Com a pomba da paz do Picasso replicada em manifestações contra a guerra, começaram a ir de braço dado nessa primeira luta comum, e aí começou a sua nova vida. Essa escolha fez com que o pai se zangasse com ela para sempre, porque o seu destino seria a de uma menina burguesa.

Em Lisboa, como resistente, passou grande parte da sua vida, mas ela era do Algarve, gostava de nadar, de reconhecer as gaivotas e de lhes dar nomes.

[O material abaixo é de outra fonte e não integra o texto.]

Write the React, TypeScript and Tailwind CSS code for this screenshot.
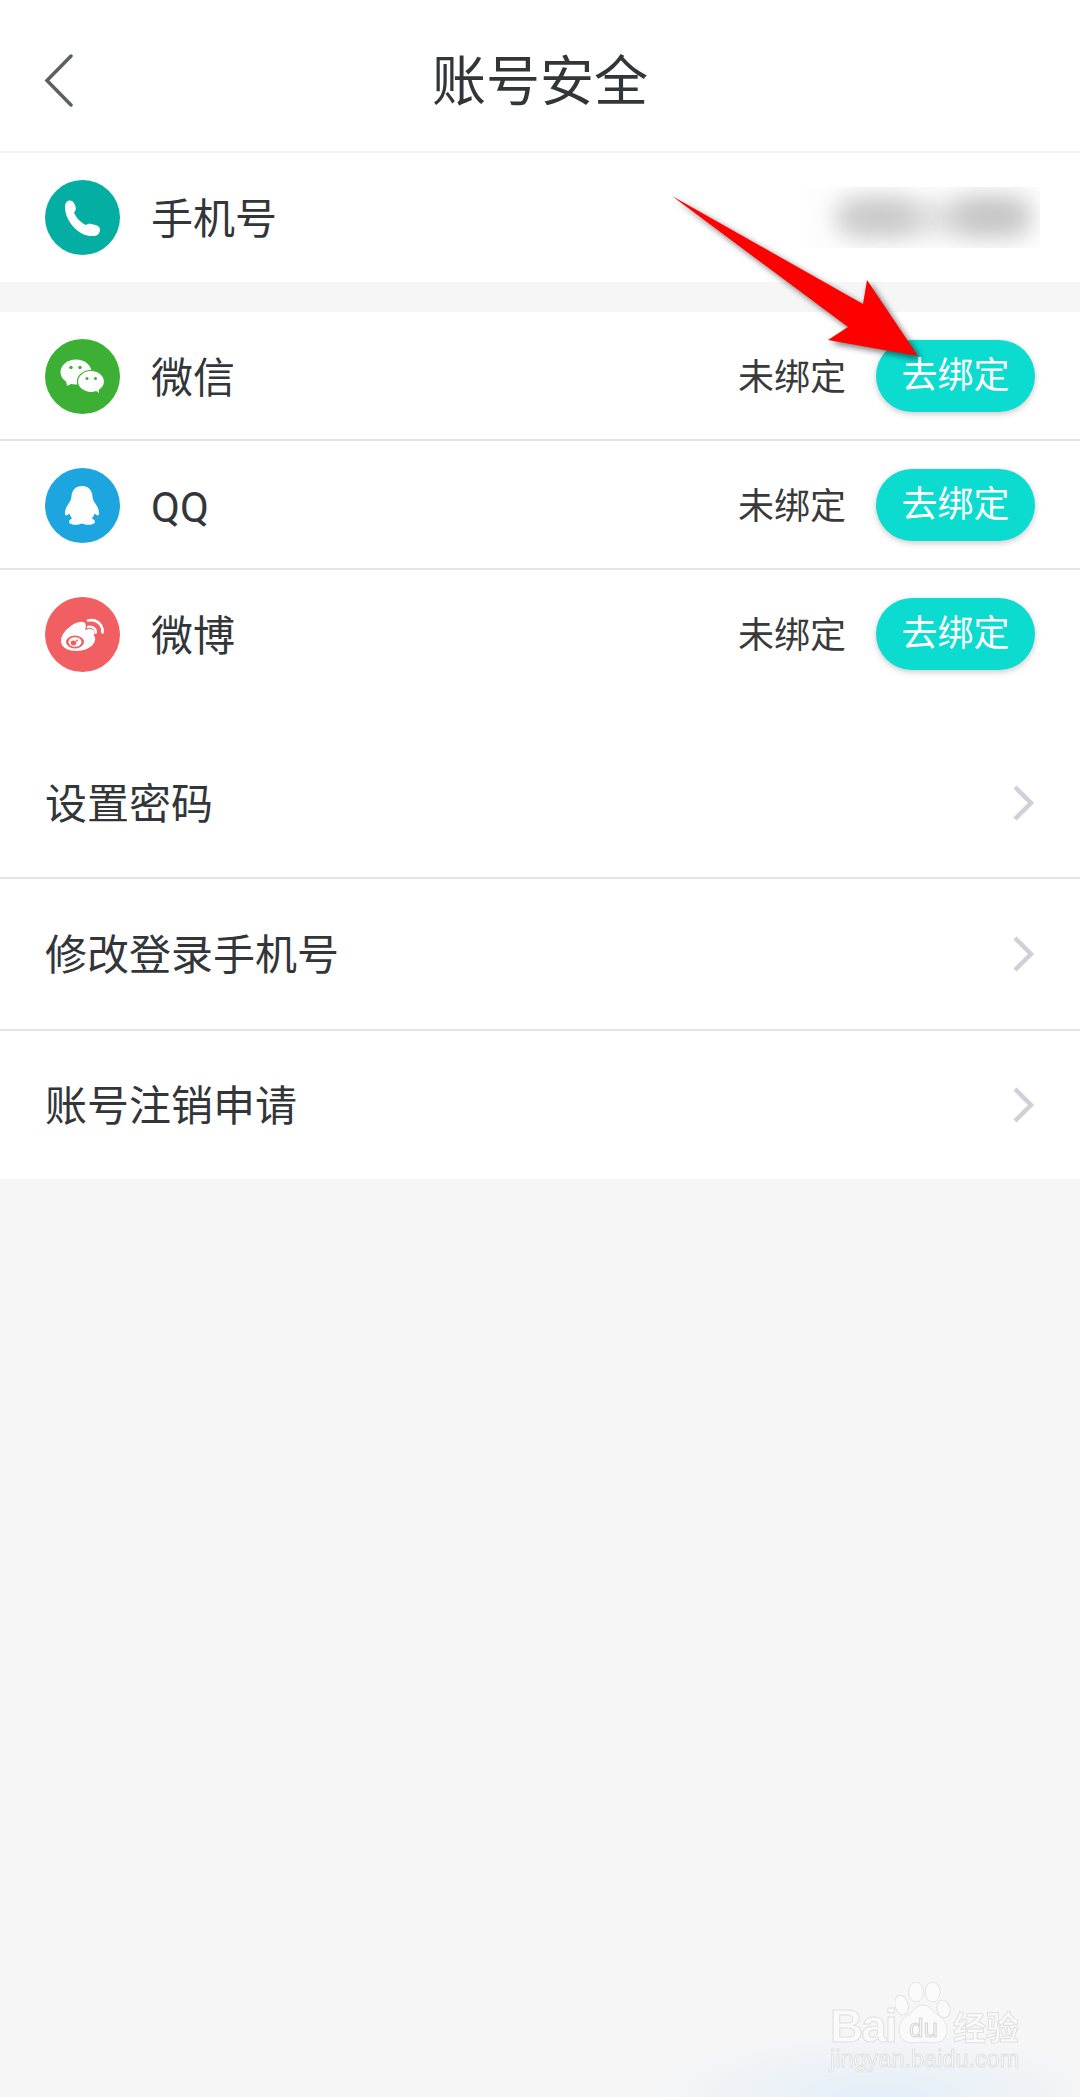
import { ReactNode } from "react";

const font = "font-['Roboto','Noto_Sans_CJK_SC',sans-serif]";

const PhoneIcon = () => (
  <svg viewBox="0 0 75 75" className="w-[75px] h-[75px]">
    <circle cx="37.5" cy="37.5" r="37.5" fill="#05aea3" />
    <path
      d="M20 27c0-4 2-6.500 5-6.500 3 0 4.500 3 5.500 6 .8 3 0 4.500-1.500 6 2 5 6.500 10 12 12.500 2-1.500 3.500-1.500 5.500-1 3 .8 8.500 1.500 8.500 5.500 0 3-2 6.500-6 6.500-7 .5-14-2-20-8.500-5.500-6-9-13-9-20.500z"
      fill="#fff"
    />
  </svg>
);

const WechatIcon = () => (
  <svg viewBox="0 0 75 75" className="w-[75px] h-[75px]">
    <circle cx="37.5" cy="37.5" r="37.5" fill="#3cb035" />
    <ellipse cx="31" cy="33" rx="15.5" ry="12.5" fill="#fff" />
    <path d="M21 42l1 5 6-3z" fill="#fff" />
    <circle cx="26" cy="28.5" r="1.7" fill="#3cb035" />
    <circle cx="35" cy="28.5" r="1.7" fill="#3cb035" />
    <ellipse cx="46" cy="42.5" rx="13.5" ry="11" fill="#fff" stroke="#3cb035" strokeWidth="1.2" />
    <path d="M50 51l4 3-.5-5z" fill="#fff" />
    <circle cx="42" cy="39.5" r="1.5" fill="#3cb035" />
    <circle cx="50.5" cy="39.5" r="1.5" fill="#3cb035" />
  </svg>
);

const QQIcon = () => (
  <svg viewBox="0 0 75 75" className="w-[75px] h-[75px]">
    <circle cx="37.5" cy="37.5" r="37.5" fill="#1ca5de" />
    <path
      d="M37 18c-6 0-10 4-10.500 10-.2 3-1 5-2.500 7-2 3-4.500 7-4 11 .3 2 2 2 4.500-.5.5 2 1.500 3.500 2.500 5-2.500 1-3.500 3-2.500 4.500 1.500 2 8 2.500 12.500.5 4.500 2 11 1.500 12.500-.5 1-1.500 0-3.500-2.500-4.500 1-1.500 2-3 2.500-5 2.500 2.500 4.200 2.500 4.500.5.500-4-2-8-4-11-1.500-2-2.300-4-2.500-7-.5-6-4.500-10-10-10z"
      fill="#fff"
    />
  </svg>
);

const WeiboIcon = () => (
  <svg viewBox="0 0 75 75" className="w-[75px] h-[75px]">
    <circle cx="37.5" cy="37.5" r="37.5" fill="#f25f62" />
    <path
      d="M16 44c0-6 5-12 12-16.500 6-3.500 11.500-3.500 12.500-.5.600 2 .2 4-.5 6 4-1.500 8.500-1.500 9.500 1.500.4 1.500-.3 3-.8 4 1.300 1 1.800 3 1.300 5-1.500 6.500-11 10.500-18 10.500-8 0-16-3-16-10z"
      fill="#fff"
    />
    <ellipse cx="30" cy="45" rx="9" ry="6.5" fill="#f25f62" />
    <ellipse cx="30" cy="45" rx="6.5" ry="4.8" fill="#fff" />
    <ellipse cx="28.5" cy="46" rx="2.8" ry="2.4" fill="#f25f62" />
    <circle cx="32" cy="43.5" r="1" fill="#f25f62" />
    <path d="M43 23.500c5-1 10 .5 13 5 1.500 2.500 1.800 4.500 1.500 7" fill="none" stroke="#fff" strokeWidth="2.6" strokeLinecap="round" />
    <path d="M43 30c3-.5 5.500 0 7 2 .8 1 1 2.300.8 3.500" fill="none" stroke="#fff" strokeWidth="2.4" strokeLinecap="round" />
  </svg>
);

const Chevron = () => (
  <svg viewBox="0 0 22 36" className="w-[22px] h-[36px]">
    <path d="M2 2l16 16L2 34" fill="none" stroke="#d0d0d9" strokeWidth="4.5" />
  </svg>
);

const BindRow = ({ icon, name, divider }: { icon: ReactNode; name: string; divider?: boolean }) => (
  <div className={`flex items-center h-[129px] px-[45px] ${divider ? "pt-[2px] border-b-2 border-[#e5e5e5]" : ""}`}>
    {icon}
    <span className="ml-[31px] pt-[4px] text-[42px] text-[#333639] flex-1">{name}</span>
    <span className="pt-[2px] text-[36px] text-[#3a3a3a]">未绑定</span>
    <button className="ml-[30px] mb-[2px] w-[159px] h-[72px] rounded-full bg-[#0cdbcf] text-white text-[36px] shadow-[0_2px_6px_rgba(0,0,0,0.22)]">
      去绑定
    </button>
  </div>
);

const MenuRow = ({ label, height, divider }: { label: string; height: string; divider?: boolean }) => (
  <div className={`flex items-center justify-between px-[45px] ${height} ${divider ? "border-b-2 border-[#e5e5e5]" : ""}`}>
    <span className="pt-[2px] text-[42px] text-[#333639]">{label}</span>
    <Chevron />
  </div>
);

const Watermark = () => (
  <div className="absolute left-[830px] top-[1982px] w-[200px] h-[100px] font-['Liberation_Sans',sans-serif]">
    <svg viewBox="0 0 60 65" className="absolute left-[65px] top-0 w-[60px] h-[65px] blur-[0.4px]">
      <g fill="#fafafa" stroke="#e2e2e2" strokeWidth="1">
        <ellipse cx="6.5" cy="23" rx="6.5" ry="10" transform="rotate(-15 6.5 23)" />
        <ellipse cx="21" cy="10" rx="7.5" ry="10" />
        <ellipse cx="37.5" cy="10" rx="7.5" ry="10" />
        <ellipse cx="48.5" cy="27" rx="6.5" ry="9" transform="rotate(-15 48.5 27)" />
        <path d="M28 23c-7 0-9 6-15 10-9 6-12 16-6 24 5 5 12 4 21 3 9 1 16 2 21-3 6-8 3-18-6-24-6-4-8-10-15-10z" />
      </g>
    </svg>
    <span className="absolute left-0 top-[23px] text-[46px] leading-[42px] font-bold tracking-[-2px] text-[#fafafa] blur-[0.4px] [-webkit-text-stroke:1px_#e0e0e0]">
      Bai
    </span>
    <span className="absolute left-[79px] top-[32px] text-[26px] leading-[28px] text-[#f4f4f4] blur-[0.4px] [-webkit-text-stroke:1px_#d6d6d6]">
      du
    </span>
    <span className="absolute left-[123px] top-[23px] text-[33px] leading-[42px] font-bold text-[#fafafa] blur-[0.4px] font-['Noto_Sans_CJK_SC',sans-serif] [-webkit-text-stroke:1px_#e0e0e0]">
      经验
    </span>
    <span className="absolute left-0 top-[65px] text-[23.5px] leading-[24px] text-[#fafafa] whitespace-nowrap blur-[0.4px] [-webkit-text-stroke:1px_#e0e0e0]">
      jingyan.baidu.com
    </span>
  </div>
);

export default function App() {
  return (
    <div className={`relative w-[1080px] h-[2097px] overflow-hidden bg-[#f6f6f6] ${font}`}>
      <div className="flex items-center justify-center relative h-[153px] pt-[13px] bg-white border-b-2 border-[#f3f3f3]">
        <svg viewBox="0 0 30 54" className="absolute left-[44px] top-[54px] w-[30px] h-[54px]">
          <path d="M27 2L3 26.5 27 51" fill="none" stroke="#5c6060" strokeWidth="3.5" strokeLinecap="round" />
        </svg>
        <h1 className="text-[54px] text-[#333639] font-normal">账号安全</h1>
      </div>

      <div className="flex items-center justify-between h-[129px] pl-[45px] bg-white">
        <div className="flex items-center">
          <PhoneIcon />
          <span className="ml-[31px] pt-[4px] text-[42px] text-[#333639]">手机号</span>
        </div>
        <div className="relative mr-[40px] w-[233px] h-[61px] overflow-hidden bg-[#fdfdfd]">
          <div className="absolute left-[30px] top-[16px] w-[190px] h-[30px] rounded-full bg-[#dcdcdc] blur-[12px]" />
          <div className="absolute left-[34px] top-[14px] w-[76px] h-[32px] rounded-full bg-[#c8c8c8] blur-[12px]" />
          <div className="absolute left-[146px] top-[12px] w-[76px] h-[34px] rounded-full bg-[#c4c4c4] blur-[12px]" />
        </div>
      </div>

      <div className="mt-[30px] bg-white h-[417px]">
        <BindRow icon={<WechatIcon />} name="微信" divider />
        <BindRow icon={<QQIcon />} name="QQ" divider />
        <BindRow icon={<WeiboIcon />} name="微博" />
      </div>

      <div className="bg-white">
        <MenuRow label="设置密码" height="h-[150px]" divider />
        <MenuRow label="修改登录手机号" height="h-[152px]" divider />
        <MenuRow label="账号注销申请" height="h-[148px]" />
      </div>

      {/* red annotation arrow */}
      <svg viewBox="0 0 1080 500" className="absolute left-0 top-0 w-[1080px] h-[500px] drop-shadow-[3px_3px_3px_rgba(0,0,0,0.55)]">
        <path d="M672 196L863 304 867 280 918 356 828 340 848 327z" fill="#ff0000" />
      </svg>

      <div className="absolute left-[640px] top-[2030px] w-[480px] h-[67px] bg-[radial-gradient(ellipse_at_50%_100%,#e3eef8_0%,transparent_70%)]" />
      <Watermark />
    </div>
  );
}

Via-as voar da sua varanda, gostava de coleccionar conchas, e os cavalos-marinhos que davam à costa, de ver as marés e as marcas de água deixadas pelo tempo nas rochas, de me ensinar os nomes consoante as suas formas — o submarino, os três ursos, o buraco da avó —, gostava de ler e de repetir os livros mais de uma vez, gostava de literatura fantástica e de ficção científica, gostava de cinema, sobretudo d'O Senhor dos Anéis, que leu muito antes de ter sido transformado em filme, dos mundos possíveis e dos imagináveis.

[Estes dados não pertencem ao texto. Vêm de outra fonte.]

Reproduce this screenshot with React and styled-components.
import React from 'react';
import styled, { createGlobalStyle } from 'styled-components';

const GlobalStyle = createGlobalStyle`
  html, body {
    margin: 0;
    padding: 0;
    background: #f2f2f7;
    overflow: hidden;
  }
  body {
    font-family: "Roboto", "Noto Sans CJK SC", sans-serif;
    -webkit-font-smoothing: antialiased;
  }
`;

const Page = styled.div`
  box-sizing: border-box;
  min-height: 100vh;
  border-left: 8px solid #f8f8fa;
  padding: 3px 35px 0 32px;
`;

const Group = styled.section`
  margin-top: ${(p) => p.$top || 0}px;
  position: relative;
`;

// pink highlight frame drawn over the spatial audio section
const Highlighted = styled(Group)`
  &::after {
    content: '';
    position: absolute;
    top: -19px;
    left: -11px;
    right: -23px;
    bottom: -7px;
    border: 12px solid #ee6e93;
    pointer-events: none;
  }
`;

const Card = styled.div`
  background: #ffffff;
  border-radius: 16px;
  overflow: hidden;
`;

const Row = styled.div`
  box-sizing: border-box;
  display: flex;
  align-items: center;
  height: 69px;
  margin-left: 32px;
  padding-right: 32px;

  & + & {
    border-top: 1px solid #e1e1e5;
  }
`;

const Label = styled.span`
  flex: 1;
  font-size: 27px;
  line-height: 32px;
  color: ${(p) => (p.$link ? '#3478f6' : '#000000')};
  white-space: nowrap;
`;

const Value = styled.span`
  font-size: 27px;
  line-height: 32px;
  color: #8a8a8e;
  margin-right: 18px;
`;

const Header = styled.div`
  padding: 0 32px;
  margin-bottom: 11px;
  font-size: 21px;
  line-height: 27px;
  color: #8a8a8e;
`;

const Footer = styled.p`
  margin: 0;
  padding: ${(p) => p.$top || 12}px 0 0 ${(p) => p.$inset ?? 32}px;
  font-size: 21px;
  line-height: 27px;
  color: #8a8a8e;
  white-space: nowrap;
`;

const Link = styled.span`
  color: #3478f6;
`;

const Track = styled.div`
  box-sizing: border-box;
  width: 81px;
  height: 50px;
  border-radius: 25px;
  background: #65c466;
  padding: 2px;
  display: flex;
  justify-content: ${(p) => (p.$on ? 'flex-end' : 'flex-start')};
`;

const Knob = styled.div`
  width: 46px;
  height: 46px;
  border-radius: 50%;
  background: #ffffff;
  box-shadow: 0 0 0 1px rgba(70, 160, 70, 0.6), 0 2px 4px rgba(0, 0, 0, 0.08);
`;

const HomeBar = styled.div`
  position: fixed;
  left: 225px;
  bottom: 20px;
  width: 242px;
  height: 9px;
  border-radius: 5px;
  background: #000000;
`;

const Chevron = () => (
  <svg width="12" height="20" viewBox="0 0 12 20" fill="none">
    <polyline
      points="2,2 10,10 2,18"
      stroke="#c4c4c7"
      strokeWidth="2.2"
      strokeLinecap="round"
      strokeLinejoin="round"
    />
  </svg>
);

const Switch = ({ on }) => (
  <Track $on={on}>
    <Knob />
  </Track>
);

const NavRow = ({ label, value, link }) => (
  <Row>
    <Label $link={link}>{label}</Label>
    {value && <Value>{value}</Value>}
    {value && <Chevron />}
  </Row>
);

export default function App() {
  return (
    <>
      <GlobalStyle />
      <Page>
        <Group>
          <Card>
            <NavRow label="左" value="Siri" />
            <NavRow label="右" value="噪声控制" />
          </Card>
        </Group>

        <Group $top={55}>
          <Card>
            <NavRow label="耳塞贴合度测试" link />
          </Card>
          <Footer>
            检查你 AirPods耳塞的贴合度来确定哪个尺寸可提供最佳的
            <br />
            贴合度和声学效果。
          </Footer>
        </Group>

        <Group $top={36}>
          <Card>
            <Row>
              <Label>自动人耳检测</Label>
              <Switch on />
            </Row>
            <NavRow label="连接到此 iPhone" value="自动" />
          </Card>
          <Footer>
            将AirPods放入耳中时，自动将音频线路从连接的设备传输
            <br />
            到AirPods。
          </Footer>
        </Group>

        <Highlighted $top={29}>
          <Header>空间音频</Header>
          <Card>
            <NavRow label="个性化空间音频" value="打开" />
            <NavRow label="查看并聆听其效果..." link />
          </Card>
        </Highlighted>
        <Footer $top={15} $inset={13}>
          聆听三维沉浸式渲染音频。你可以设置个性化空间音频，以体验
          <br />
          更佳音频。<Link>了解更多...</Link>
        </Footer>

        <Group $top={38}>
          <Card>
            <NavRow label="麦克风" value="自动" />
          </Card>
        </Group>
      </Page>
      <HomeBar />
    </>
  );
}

Era realista, acreditou até ao fim que o mundo pode ser transformado, e que nunca devemos esquecer os direitos mais básicos dos seres humanos, paz, pão, habitação, liberdade de expressão. Discordámos muitas vezes em relação a posições tomadas por aquele que foi o seu partido, do qual ela também se foi afastando no fim. Quando decidiu voltar para o Algarve – após ter sido deputada –, nessa altura já chegou desiludida. Mas foi aí que voltou a pintar, a escrever, e a reencontrar-se com as suas raízes. Aprendeu a cozinhar com pescadores, reencontrou amigos de infância, e quase até ao fim da sua vida deu aulas, que estavam sempre cheias de gente com vontade de aprender, de História de Arte, na Universidade Sénior.

Os nadadores-salvadores chamavam-lhe a superavó. Há cinco anos, quando fez 90, concretizou um dos seus sonhos: voar de asa delta, mas não lhe chegava, queria voar sem motor, dizia. Espero que tenha sido assim este seu último voo sobre o oceano de que tanto gostava.

Curioso que, precisamente neste sábado, se assinalem os 100 anos do meu avô (José Dias Coelho) no Museu do Neo-Realismo.